ON CIVIL LIBERTY AND SELF-GOVERNMENT
Francis Lieber

Many of the guarantees of individual liberty receive their true import in a pervading system of self-government, and on the other hand are its refreshing springs. Individual liberty consists, in a great measure, in politically acknowledged self-reliance, and self-government is the sanction of self-reliance and self-determination in the various minor and larger circles in which government acts, and of which it consists.

Self-government is founded on the willingness of the people to take care of their own affairs, and the absence of that disposition which looks to the general government for everything; as well as on the willingness in each to let others take care of their own affairs. It cannot exist where the general principle of interference prevails, that is, the general disposition in what is commonly called the government, to do all it possibly can do, and to substitute its action for individual or minor activity and for self-reliance.
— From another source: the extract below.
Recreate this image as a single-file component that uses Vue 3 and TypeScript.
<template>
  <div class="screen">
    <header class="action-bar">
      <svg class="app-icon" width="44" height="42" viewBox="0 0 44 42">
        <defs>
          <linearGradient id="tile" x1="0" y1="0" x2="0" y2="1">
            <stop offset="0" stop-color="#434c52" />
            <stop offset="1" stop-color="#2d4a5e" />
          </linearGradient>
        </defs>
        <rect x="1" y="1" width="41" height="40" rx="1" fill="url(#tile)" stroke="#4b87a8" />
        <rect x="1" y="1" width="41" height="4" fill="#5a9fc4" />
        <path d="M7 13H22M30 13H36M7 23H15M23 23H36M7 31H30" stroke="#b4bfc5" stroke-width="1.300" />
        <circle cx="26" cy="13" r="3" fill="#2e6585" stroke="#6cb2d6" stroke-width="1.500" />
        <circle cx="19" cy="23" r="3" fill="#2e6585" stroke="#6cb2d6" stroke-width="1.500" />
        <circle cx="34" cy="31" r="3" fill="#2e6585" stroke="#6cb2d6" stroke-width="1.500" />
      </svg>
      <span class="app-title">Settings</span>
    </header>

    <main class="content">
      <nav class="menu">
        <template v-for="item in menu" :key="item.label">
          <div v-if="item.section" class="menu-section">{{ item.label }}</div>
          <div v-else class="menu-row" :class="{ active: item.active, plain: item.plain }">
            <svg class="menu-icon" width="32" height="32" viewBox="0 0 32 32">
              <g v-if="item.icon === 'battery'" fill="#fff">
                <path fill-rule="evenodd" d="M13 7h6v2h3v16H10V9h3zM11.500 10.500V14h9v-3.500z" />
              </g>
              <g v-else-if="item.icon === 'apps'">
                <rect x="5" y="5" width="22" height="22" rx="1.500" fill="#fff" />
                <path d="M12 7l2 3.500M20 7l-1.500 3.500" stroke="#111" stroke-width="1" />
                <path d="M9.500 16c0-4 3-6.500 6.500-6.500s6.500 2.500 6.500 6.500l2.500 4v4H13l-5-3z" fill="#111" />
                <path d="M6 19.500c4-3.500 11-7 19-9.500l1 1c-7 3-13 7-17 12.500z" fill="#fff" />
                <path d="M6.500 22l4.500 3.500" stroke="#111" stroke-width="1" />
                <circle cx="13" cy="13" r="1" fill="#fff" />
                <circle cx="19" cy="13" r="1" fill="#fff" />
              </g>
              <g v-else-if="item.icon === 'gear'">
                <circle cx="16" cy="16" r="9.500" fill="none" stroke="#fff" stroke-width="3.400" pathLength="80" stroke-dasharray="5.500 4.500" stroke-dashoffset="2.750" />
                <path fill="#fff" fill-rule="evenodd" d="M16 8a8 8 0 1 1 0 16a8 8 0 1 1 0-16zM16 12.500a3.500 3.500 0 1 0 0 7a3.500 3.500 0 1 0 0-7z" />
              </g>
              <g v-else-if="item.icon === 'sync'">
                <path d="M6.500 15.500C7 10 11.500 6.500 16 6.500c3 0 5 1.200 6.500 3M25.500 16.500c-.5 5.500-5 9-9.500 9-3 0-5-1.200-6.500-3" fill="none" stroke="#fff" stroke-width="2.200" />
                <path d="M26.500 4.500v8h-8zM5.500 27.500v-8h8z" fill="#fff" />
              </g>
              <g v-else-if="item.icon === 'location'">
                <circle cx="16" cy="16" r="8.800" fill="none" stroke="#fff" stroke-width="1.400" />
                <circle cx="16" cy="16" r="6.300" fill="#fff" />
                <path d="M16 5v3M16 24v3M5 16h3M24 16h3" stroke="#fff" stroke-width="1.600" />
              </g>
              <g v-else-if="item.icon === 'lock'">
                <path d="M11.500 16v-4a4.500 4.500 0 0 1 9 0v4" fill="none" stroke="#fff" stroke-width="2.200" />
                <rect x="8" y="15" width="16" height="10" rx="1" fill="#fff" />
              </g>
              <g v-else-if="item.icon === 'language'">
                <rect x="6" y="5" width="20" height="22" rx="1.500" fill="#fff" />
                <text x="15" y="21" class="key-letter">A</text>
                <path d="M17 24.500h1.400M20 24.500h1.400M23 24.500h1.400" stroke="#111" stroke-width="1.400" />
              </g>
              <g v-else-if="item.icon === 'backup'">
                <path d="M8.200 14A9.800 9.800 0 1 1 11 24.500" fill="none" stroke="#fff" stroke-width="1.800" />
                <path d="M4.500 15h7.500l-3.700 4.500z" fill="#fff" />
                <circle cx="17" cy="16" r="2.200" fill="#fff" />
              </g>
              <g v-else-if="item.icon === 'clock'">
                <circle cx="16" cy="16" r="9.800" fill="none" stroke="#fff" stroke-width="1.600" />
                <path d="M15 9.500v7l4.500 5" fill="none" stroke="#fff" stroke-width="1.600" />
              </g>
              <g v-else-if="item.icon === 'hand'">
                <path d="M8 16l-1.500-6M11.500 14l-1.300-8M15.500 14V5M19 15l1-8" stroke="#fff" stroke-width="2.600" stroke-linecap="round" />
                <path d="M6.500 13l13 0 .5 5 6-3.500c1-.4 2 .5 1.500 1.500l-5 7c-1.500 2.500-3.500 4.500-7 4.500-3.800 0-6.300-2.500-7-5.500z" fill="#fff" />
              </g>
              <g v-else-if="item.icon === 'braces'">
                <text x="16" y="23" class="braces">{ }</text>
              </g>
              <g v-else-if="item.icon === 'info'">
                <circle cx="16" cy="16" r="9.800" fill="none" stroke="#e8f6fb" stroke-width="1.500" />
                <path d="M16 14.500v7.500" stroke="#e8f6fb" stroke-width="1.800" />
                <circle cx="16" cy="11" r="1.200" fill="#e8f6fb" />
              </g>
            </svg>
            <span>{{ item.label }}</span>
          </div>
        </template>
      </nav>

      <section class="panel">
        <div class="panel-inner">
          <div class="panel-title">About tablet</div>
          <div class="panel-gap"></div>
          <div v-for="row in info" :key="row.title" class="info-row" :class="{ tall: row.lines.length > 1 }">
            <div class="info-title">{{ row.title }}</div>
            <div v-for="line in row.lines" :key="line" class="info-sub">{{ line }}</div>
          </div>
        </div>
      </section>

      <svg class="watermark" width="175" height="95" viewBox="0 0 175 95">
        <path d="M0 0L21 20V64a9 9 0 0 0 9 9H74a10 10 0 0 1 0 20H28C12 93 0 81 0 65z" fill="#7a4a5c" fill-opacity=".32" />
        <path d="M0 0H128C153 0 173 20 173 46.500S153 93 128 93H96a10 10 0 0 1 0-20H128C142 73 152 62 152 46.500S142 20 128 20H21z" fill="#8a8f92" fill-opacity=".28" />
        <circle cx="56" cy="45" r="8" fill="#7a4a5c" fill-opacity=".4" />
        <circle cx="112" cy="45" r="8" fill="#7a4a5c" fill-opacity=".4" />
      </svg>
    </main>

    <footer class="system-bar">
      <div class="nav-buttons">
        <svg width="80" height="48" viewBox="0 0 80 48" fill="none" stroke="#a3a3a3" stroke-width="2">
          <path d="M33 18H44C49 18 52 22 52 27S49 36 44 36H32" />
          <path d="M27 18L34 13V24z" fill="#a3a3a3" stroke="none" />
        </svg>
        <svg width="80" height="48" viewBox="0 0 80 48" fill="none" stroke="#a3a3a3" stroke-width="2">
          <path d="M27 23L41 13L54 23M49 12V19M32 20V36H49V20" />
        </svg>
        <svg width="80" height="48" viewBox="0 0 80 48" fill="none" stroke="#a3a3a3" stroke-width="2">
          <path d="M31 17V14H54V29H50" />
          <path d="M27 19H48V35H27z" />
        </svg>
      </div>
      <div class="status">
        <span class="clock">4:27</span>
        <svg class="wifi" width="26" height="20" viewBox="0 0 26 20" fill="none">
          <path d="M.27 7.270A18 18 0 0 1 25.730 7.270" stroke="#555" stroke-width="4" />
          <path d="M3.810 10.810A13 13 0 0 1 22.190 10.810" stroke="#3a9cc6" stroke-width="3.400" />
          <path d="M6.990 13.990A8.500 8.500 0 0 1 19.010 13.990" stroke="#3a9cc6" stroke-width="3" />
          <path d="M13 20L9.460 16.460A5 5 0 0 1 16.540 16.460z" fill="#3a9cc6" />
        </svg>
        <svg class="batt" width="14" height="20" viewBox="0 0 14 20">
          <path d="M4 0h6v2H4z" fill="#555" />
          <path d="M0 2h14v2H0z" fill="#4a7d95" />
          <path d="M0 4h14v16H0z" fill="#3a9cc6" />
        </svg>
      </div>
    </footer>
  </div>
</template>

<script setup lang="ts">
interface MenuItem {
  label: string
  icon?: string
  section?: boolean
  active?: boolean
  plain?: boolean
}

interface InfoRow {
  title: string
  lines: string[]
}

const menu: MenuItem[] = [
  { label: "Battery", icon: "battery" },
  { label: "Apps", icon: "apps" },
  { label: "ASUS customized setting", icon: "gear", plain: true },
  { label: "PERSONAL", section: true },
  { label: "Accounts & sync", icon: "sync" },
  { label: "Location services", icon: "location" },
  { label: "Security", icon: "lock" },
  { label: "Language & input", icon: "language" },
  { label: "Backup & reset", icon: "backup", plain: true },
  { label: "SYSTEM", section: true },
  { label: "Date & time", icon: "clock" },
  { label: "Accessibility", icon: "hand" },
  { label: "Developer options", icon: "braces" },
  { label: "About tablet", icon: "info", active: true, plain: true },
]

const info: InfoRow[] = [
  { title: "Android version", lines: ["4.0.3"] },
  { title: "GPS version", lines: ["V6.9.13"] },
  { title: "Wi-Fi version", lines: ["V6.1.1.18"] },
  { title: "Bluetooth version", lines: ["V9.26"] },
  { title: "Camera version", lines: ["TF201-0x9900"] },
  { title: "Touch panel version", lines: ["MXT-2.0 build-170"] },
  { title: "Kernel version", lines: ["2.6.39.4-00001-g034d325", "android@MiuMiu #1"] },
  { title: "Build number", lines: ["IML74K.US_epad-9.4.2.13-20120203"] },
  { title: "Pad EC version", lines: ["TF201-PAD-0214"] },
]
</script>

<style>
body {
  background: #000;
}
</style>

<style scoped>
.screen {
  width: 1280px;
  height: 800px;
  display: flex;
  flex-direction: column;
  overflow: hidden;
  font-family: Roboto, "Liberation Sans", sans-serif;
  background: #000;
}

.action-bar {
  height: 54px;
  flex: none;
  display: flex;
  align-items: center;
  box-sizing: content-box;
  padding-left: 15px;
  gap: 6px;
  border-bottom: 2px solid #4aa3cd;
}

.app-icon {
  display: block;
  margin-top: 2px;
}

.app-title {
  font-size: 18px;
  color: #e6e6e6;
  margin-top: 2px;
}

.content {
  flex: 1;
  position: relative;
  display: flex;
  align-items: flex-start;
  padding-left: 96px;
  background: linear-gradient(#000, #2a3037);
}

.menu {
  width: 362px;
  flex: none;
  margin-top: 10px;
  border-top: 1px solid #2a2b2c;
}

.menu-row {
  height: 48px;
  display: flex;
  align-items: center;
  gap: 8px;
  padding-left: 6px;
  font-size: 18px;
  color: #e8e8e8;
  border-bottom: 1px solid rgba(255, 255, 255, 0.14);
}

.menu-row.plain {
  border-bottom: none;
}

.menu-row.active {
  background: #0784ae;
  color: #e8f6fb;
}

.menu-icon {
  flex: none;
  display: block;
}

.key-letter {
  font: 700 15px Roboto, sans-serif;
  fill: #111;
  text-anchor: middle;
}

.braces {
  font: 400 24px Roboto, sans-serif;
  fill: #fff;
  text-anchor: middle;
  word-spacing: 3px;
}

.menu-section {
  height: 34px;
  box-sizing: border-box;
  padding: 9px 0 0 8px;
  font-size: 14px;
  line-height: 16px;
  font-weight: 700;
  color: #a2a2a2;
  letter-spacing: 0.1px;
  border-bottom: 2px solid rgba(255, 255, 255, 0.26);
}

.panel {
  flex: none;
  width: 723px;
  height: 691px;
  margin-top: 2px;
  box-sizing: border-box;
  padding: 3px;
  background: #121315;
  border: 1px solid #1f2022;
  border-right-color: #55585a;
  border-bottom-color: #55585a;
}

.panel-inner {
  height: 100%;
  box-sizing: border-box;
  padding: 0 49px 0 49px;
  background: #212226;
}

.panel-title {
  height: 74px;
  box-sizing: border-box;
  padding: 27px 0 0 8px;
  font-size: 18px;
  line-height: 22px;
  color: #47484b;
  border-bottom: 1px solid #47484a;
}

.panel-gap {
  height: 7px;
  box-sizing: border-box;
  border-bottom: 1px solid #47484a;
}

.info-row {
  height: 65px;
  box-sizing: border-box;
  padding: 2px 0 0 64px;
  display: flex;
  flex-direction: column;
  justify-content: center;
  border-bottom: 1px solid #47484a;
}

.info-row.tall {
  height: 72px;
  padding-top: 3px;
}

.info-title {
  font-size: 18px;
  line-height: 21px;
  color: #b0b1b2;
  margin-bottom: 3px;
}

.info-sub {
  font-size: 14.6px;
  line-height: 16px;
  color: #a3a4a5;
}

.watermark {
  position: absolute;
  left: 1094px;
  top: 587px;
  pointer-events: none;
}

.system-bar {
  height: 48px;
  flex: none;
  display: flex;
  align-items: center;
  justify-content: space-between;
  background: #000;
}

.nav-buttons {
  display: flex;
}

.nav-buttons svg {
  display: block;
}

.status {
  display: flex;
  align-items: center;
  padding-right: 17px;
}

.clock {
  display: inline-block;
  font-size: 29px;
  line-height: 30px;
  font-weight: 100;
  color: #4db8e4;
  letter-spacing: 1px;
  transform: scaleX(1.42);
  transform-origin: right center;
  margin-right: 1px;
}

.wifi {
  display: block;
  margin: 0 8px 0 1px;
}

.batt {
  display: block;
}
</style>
Self-government is the corollary of liberty. Self-government may be said to be liberty in action. It requires a pervading conviction throughout the whole community that government, and especially the executive and administrative branch, should do nothing but what it necessarily must do, and which cannot, or ought not, or will not be done by self-action; and that, moreover, it should allow matters to grow and develop themselves.

Self government transacts by far the greater bulk of all public business through citizens, who, even while clad with authority, remain essentially and strictly citizens, and parts of the people. It does not create nor tolerate a vast hierarchy of officers, forming a class of mandarins for themselves, and acting as though they formed and were the state, and the people only the substratum on which the state was founded.